Наконец руки и ноги Эдит расслабились, боль отпустила ее, и сестра вновь погрузилась в забытье. Бессильно откинувшись на спинку кресла, мама поднесла платок ко рту, и из ее груди исторгся душераздирающий стон. Когда же я подняла на нее глаза, которые не видели ничего, кроме боли сестры, она убрала платок, и проговорила:
— Ну почему, почему не ты на ее месте? Я не видела от тебя ничего, кроме боли, тогда как она дарила мне только радость.
Я знала, что мама говорит ту правду, которую чувствует, и знала, что запомню ее слова и позже заплачу от их жестокости. Позже, когда во мне проснутся эмоции и появятся силы для собственных переживаний.
Но в ту минуту я могла лишь одно — безмолвно внимать, глядя на мать, и благодарить Бога за то, что хотя бы кто-то из ее детей вызывает в ней искренние переживания.
На второй день нашего бодрствования доктор Экланд очень твердо заявил, что я должна подышать свежим воздухом, иначе у него на руках будет еще один пациент. Я поднялась — шея затекла, поясница ныла, и стоило мне встать на ноги, как тут же закружилась голова — и неровным шагом вышла из комнаты Эдит, умоляя доктора Экланда тут же позвать меня, как только сестра проснется или…
Того, что еще могло случиться, я не произнесла вслух. Не хотела. Я закрыла глаза, но горячие слезы, слезы усталости против моей воли покатились по щекам. Не знаю, как мне удалось спуститься по лестнице — ибо ноги мои, как и мои чувства, онемели — и выйти в сад. Посмотрев на яркое солнце, голубое небо и увидев расцветающие розы, я машинально отметила про себя, что день нынче выдался чудесный. Надо бы взять с собой Эдит, чтобы и она порадовалась…
Упав на каменную скамью, я закрыла лицо руками и выпустила наружу свои страхи, которые тут же взяли надо мной верх, лишив всякой надежды. Разве она могла поправиться? Я знала, что этого уже никогда не будет. Как это жестоко, что Эдит уходит от нас, когда ее жизнь только начинается. Я вспомнила недавно заказанное ею свадебное платье и радость в ее глазах, когда она рисовала цветы для своего свадебного букета. Мое сердце рвалось на части, и я все никак не могла понять: как такое могло случиться? Ведь она была здоровой и сильной, полной любви. Разве добродетели… разве любви Богу не достаточно?

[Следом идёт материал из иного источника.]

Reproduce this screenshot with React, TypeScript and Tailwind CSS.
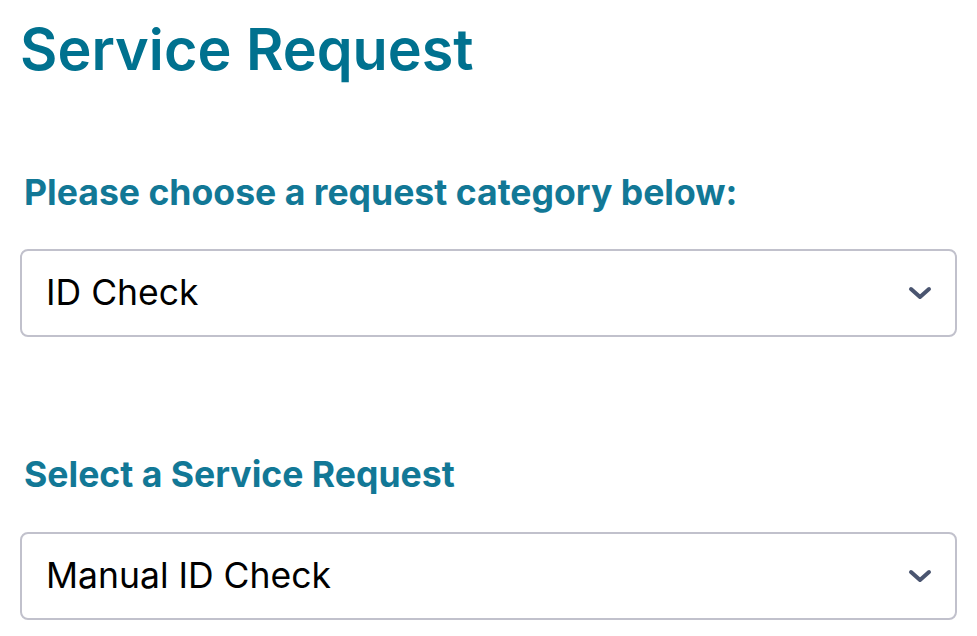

К горлу подступила желчь. Меня стало выворачивать наружу, хотя из моего горла не выходило ничего, кроме рыданий. Громкие и мучительные, они сотрясали мое тело, мое усталое, исстрадавшееся сердце. Я не могла примириться с мыслью о потере сестры. В моей груди, в том месте, которое раньше занимала Эдит, уже зияла пустота. Эдит действительно всегда была в моем сердце. К кому же мне пойти, если ее не станет? Кто заменит ее мне? Сестра была моим единственным другом, не считая Лео, но вот его сейчас нет рядом. Где он? Что может означать его отсутствие? Мне не пережить еще одну потерю. О, это невыносимо!

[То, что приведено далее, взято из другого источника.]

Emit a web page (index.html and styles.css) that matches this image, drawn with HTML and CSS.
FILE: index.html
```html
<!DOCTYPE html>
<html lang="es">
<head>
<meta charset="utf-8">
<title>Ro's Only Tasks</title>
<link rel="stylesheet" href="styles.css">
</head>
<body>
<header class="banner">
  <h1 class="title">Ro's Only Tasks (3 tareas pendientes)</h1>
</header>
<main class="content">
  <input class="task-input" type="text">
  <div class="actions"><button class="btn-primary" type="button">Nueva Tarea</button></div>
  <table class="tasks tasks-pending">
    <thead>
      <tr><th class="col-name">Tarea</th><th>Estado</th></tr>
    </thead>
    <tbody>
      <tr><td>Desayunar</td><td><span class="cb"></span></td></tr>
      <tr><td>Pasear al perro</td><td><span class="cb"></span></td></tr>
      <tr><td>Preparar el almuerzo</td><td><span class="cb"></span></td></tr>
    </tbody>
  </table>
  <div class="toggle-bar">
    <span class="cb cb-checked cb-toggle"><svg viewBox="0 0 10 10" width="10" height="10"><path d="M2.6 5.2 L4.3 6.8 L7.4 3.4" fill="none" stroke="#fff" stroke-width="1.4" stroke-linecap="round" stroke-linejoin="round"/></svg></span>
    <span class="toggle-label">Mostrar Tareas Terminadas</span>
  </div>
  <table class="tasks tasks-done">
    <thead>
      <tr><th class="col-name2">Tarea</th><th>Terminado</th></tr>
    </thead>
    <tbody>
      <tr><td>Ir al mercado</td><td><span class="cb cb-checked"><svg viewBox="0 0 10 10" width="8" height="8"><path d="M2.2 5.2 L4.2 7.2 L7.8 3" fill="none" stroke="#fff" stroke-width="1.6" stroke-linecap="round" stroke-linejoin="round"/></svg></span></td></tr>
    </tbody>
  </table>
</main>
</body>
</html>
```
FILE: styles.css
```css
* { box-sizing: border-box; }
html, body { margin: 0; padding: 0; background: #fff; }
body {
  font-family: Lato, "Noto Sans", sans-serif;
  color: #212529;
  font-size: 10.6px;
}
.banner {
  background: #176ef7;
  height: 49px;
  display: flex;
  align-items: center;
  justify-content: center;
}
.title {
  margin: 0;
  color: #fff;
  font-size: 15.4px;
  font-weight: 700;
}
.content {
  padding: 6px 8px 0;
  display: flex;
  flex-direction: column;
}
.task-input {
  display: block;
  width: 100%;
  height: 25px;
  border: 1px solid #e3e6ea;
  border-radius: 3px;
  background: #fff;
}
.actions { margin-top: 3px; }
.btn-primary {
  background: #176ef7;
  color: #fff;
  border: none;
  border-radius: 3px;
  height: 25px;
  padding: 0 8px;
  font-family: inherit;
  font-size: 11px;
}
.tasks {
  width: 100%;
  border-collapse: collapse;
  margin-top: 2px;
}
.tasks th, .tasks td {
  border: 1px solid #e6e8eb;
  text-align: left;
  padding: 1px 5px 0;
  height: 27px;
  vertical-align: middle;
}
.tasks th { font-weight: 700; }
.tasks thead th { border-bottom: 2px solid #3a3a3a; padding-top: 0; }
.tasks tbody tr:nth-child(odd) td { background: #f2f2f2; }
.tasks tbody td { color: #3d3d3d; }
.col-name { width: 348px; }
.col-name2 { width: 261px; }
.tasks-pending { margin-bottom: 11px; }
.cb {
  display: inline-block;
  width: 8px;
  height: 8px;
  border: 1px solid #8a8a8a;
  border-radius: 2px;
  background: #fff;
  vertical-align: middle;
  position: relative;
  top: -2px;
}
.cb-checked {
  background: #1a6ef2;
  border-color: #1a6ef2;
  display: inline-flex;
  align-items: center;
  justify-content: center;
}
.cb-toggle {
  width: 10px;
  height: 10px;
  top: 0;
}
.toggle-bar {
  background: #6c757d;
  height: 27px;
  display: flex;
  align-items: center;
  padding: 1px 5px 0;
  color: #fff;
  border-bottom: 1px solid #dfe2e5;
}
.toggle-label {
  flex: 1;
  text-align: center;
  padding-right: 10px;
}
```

И вдруг я увидела Лео. Подняв залитые слезами глаза, я была не вполне уверена, что вижу его. Может, это видение или моя греза о нем — слишком уж ярко золотились на солнце его волосы. Но вот мои руки обвили его шею, моя голова склонилась ему на плечо, и он гладил мой лоб, бормоча мое имя.
— Лео, Лео, где ты пропадал? Ты был так нужен мне… Но теперь ты здесь, — невнятно лепетала я: у меня совсем не осталось сил, чтобы собраться с мыслями. Нервы мои были обнажены и истерзаны.
— Дорогая моя, прости меня. Я… я… то есть как она? Скажи, как Эдит?
Он нежно усадил меня на скамью и устроился рядом. Я опустила голову ему на плечо. Прикрыв глаза, я почувствовала его силу и надежность, и мне захотелось сидеть так вечно. Если мы будем и дальше так сидеть, все закончится благополучно. Эдит будет ждать меня у себя, дуясь оттого, что не может поехать на бал. А я навсегда останусь с Лео, и надоевшее мне бремя постоянно соблюдать бдительность и осторожность из-за того, что я являюсь объектом всеобщего пристального внимания, наконец падет с моей души.
— Она… о, Лео, ей так плохо! Она в бреду и в горячке, страдает от боли, а доктор Экланд ничего не говорит, но я знаю, знаю, что он уже потерял надежду! — Каждое слово с болью вырывалось из моего измученного сердца, в котором ничего не осталось, кроме слез, раздиравших его остатки.